TASK REQUIREMENTS | Gather up every line that includes the string "styles".

DATA EXCERPT |
* start *
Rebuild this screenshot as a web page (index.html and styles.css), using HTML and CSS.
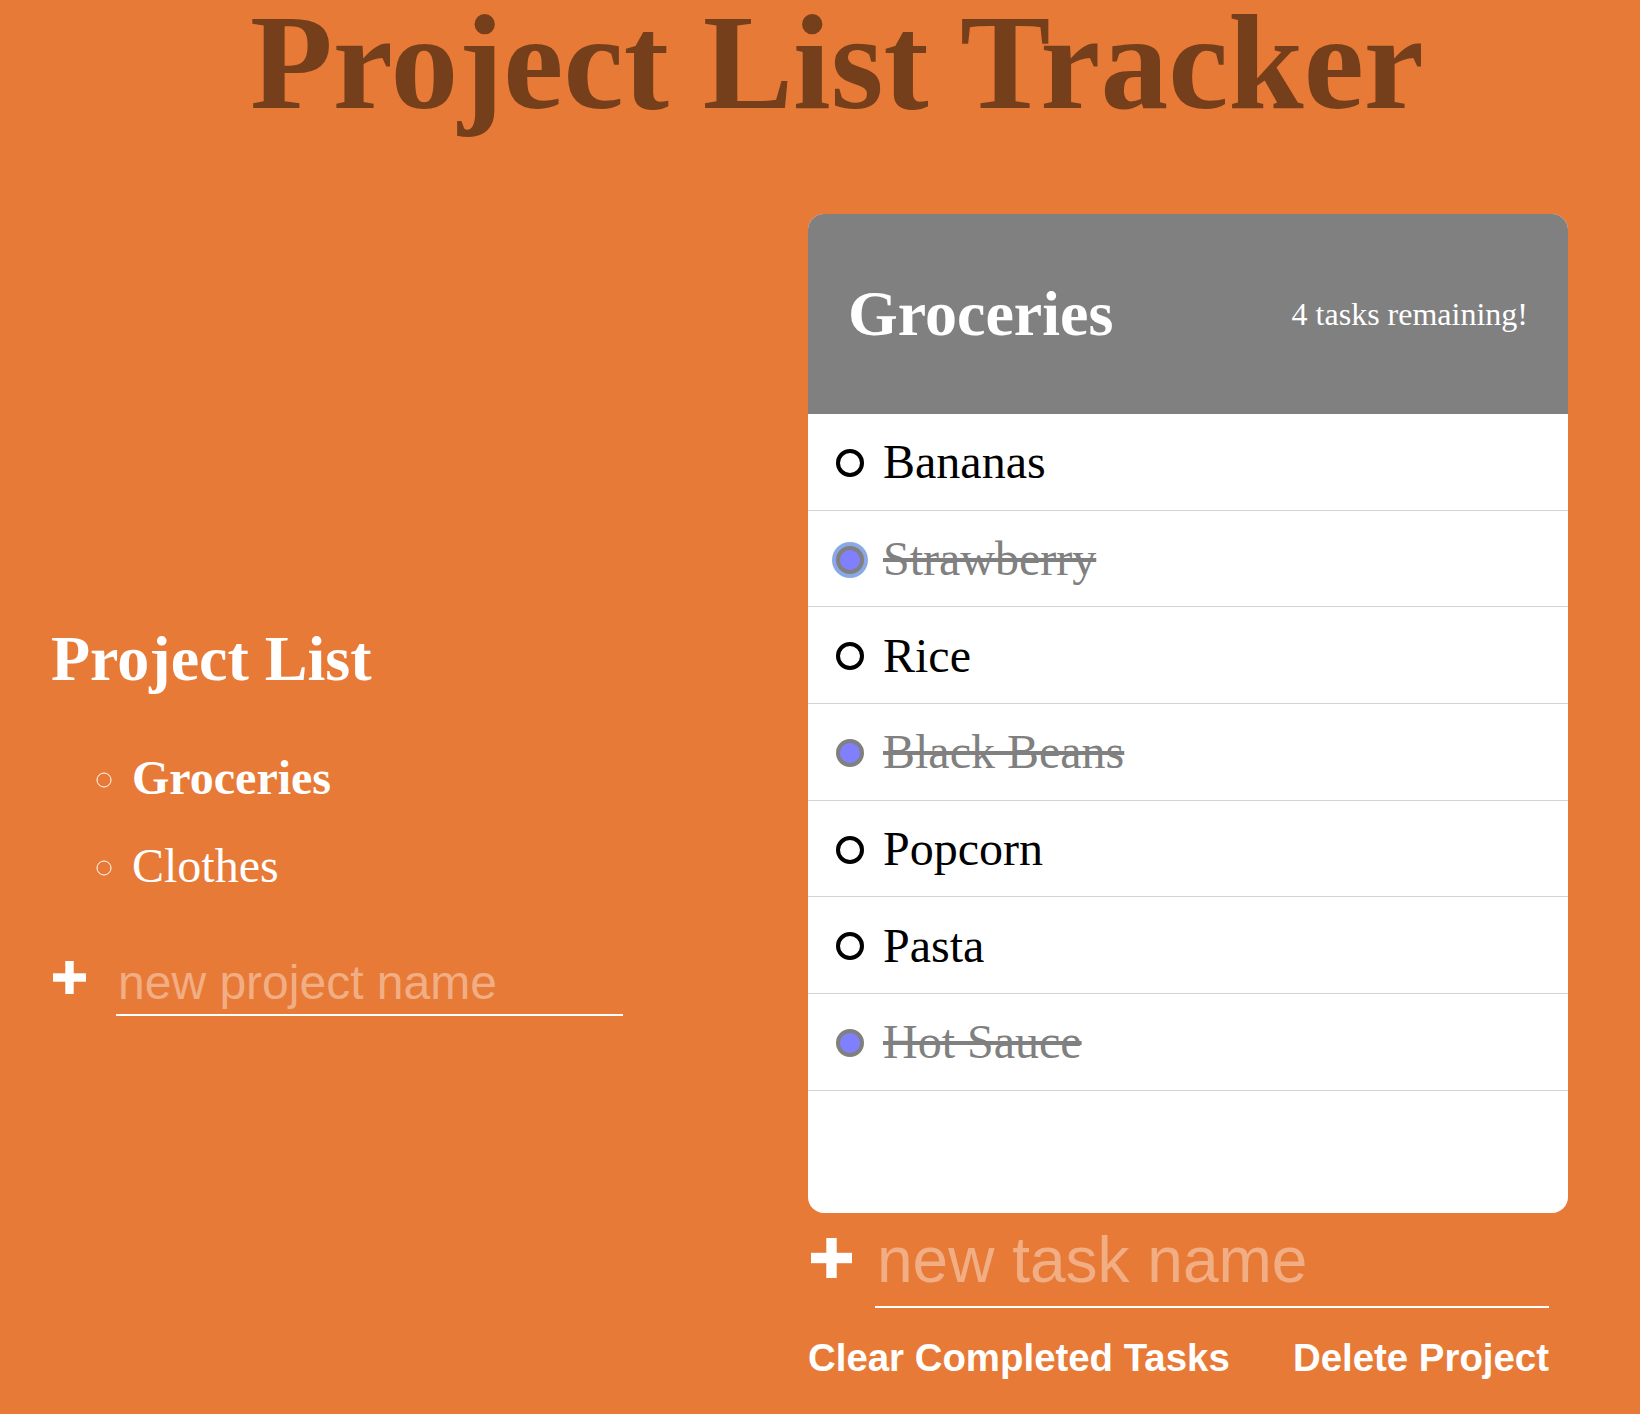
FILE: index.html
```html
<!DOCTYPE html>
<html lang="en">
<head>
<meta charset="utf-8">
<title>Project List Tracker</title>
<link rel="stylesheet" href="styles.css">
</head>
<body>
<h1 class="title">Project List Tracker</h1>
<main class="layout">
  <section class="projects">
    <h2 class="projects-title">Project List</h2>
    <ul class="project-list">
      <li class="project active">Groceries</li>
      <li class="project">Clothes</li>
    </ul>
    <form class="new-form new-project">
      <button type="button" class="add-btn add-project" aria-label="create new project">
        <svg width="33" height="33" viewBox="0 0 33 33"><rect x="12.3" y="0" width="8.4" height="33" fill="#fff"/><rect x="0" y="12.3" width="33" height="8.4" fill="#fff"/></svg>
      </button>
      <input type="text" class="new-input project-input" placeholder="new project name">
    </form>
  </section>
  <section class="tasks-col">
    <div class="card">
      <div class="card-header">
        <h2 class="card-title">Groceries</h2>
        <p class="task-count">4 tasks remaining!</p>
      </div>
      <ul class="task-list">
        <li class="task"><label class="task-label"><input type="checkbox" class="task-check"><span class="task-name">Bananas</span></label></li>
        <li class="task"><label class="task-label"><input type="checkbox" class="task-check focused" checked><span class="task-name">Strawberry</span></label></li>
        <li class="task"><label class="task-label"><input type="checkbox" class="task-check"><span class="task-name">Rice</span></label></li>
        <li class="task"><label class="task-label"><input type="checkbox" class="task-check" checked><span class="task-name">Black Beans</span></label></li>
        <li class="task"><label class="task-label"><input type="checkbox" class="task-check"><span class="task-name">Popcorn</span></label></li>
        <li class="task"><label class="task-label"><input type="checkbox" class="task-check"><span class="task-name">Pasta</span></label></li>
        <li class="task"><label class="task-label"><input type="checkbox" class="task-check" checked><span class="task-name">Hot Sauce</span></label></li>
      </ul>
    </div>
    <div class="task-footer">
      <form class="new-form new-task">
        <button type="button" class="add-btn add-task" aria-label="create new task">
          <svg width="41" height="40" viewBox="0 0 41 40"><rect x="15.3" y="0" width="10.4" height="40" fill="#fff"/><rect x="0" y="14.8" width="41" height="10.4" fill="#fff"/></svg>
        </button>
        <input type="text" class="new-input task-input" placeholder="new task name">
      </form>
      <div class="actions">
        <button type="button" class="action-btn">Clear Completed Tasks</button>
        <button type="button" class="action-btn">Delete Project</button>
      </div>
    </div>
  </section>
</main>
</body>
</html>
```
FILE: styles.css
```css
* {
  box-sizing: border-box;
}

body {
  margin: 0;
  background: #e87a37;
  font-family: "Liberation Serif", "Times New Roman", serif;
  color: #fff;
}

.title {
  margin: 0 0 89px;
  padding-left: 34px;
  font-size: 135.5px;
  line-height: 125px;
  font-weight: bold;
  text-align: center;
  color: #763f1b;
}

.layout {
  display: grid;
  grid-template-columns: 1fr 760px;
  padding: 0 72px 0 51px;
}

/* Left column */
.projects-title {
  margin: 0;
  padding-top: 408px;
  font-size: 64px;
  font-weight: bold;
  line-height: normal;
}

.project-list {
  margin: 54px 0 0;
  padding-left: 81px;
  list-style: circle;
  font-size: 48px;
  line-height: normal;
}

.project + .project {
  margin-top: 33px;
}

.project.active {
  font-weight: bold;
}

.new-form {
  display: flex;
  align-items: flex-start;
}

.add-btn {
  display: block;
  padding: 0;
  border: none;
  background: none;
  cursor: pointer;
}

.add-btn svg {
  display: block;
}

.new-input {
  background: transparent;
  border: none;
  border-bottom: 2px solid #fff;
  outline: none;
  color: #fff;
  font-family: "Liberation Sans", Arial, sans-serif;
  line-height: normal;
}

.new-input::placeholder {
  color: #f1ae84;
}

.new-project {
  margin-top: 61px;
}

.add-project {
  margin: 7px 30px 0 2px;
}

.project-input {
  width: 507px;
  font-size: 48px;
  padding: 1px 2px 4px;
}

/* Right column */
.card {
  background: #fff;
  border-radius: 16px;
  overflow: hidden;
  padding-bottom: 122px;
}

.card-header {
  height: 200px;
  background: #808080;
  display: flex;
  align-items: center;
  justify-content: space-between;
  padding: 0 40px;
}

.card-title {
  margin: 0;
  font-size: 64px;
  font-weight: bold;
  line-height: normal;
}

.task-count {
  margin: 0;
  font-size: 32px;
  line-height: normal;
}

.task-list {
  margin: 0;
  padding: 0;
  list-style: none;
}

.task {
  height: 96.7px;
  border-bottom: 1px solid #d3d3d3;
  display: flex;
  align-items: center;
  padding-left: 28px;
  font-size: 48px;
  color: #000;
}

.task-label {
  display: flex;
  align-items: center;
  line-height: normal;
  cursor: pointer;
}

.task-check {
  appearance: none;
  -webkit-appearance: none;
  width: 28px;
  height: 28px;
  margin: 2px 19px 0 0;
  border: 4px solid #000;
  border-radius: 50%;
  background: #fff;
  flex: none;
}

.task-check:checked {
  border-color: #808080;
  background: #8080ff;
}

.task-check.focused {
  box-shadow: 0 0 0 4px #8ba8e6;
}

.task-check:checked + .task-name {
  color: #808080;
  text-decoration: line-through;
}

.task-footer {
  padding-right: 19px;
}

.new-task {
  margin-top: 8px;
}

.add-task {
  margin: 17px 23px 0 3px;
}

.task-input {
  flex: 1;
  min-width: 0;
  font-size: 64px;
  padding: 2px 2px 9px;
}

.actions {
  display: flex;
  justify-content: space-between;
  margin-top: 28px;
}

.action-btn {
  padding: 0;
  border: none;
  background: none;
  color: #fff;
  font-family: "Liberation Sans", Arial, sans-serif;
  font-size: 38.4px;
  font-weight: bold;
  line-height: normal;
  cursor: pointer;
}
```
* end *
RESULT OF THIS EXERCISE |
Rebuild this screenshot as a web page (index.html and styles.css), using HTML and CSS.
<link rel="stylesheet" href="styles.css">
FILE: styles.css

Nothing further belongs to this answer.